A father must be careful: harshness and constant criticism can produce resentment, while absence produces a home without steady authority. Either extreme can damage a child’s respect for authority and—ultimately—their respect for God. That is why diligent fathers are desperately needed.
The mother’s vital role
Scripture teaches that a woman is to guide the house (1 Timothy 5:14) and be a keeper at home (Titus 2:5), meaning she manages, guards, and keeps the household.
This does not mean Scripture forbids a woman from work outside the home or from receiving wages. The virtuous woman of Proverbs 31 is described as industrious, thoughtful, and productive—buying and selling, overseeing responsibilities, and using her strength wisely—yet her world revolves around the home.
God’s will is clear: a mother must put the home above everything else in this world. And one of the best gifts parents can give children is undivided attention—turning off distractions and giving time, teaching, and presence.
If parents do not transmit knowledge of God to the next generation, it will be lost.
One pattern the church has neglected: helping children find a godly spouse
One of the most neglected patterns is the guidance of children in selecting a spouse. Too often, the church is becoming indistinguishable from the world in how it pursues relationships. The world’s pattern has produced sexual activity before marriage and infidelity and divorce after marriage. If God’s people follow the same pattern, they will suffer the same consequences—and the pain will spill into the body of Christ.
Modern dating is commonly initiated by the young man or young woman, conducted outside the oversight of family authority, and may not even have marriage as its goal.
The biblical pattern is different: the relationship begins with the young man going to the young woman’s father first, continues under parental oversight, and culminates in marriage.
This requires something many homes lack: a strong parent-child relationship—cultivated so that children respect and honor parental wisdom.
Dating “just for fun” is dangerous. “Can a man take fire in his bosom, and his clothes not be burned?” (Proverbs 6:27). When young people pursue relationships for thrills, they awaken passions that do not belong outside marriage.
Instead, youth should prioritize seeking God: “Remember now thy Creator in the days of thy youth” (Ecclesiastes 12:1). Before pursuing a relationship with another person, pursue a relationship with God. Use youthful energy and time for the kingdom, being an example in word, conduct, faith, and purity (1 Timothy 4:12).

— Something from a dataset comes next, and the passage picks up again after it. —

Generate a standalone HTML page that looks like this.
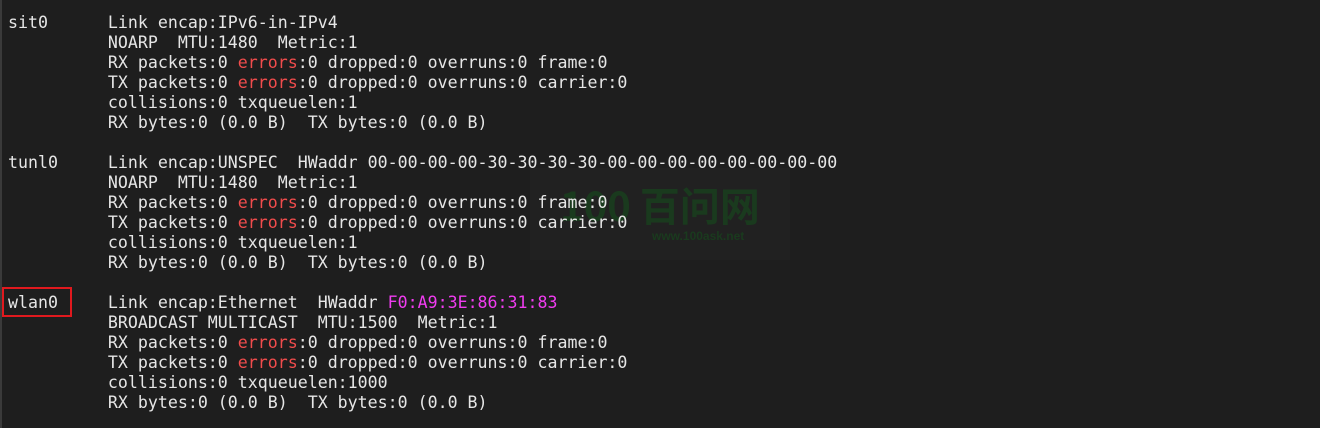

Biblical “job descriptions” for a future spouse
When the time comes to choose a spouse, God’s word gives clear expectations.
A young woman must be:
a Christian,
devoted to serving God and learning His ways,
respectful of biblical leadership,
willing to make the home a priority.
A young man must be:
a Christian,
committed to biblical leadership,
a protector,
a provider.
These are not shallow preferences. They are foundational qualifications for the roles of wife and husband that Scripture assigns.
A warning from Israel: knowledge can be lost in a few generations
Joshua died at 110. Then the next generation of leaders died. And then came one of the most sobering statements in Scripture:
“There arose another generation… which knew not the Lord, nor yet the works which he had done for Israel” (Judges 2:10).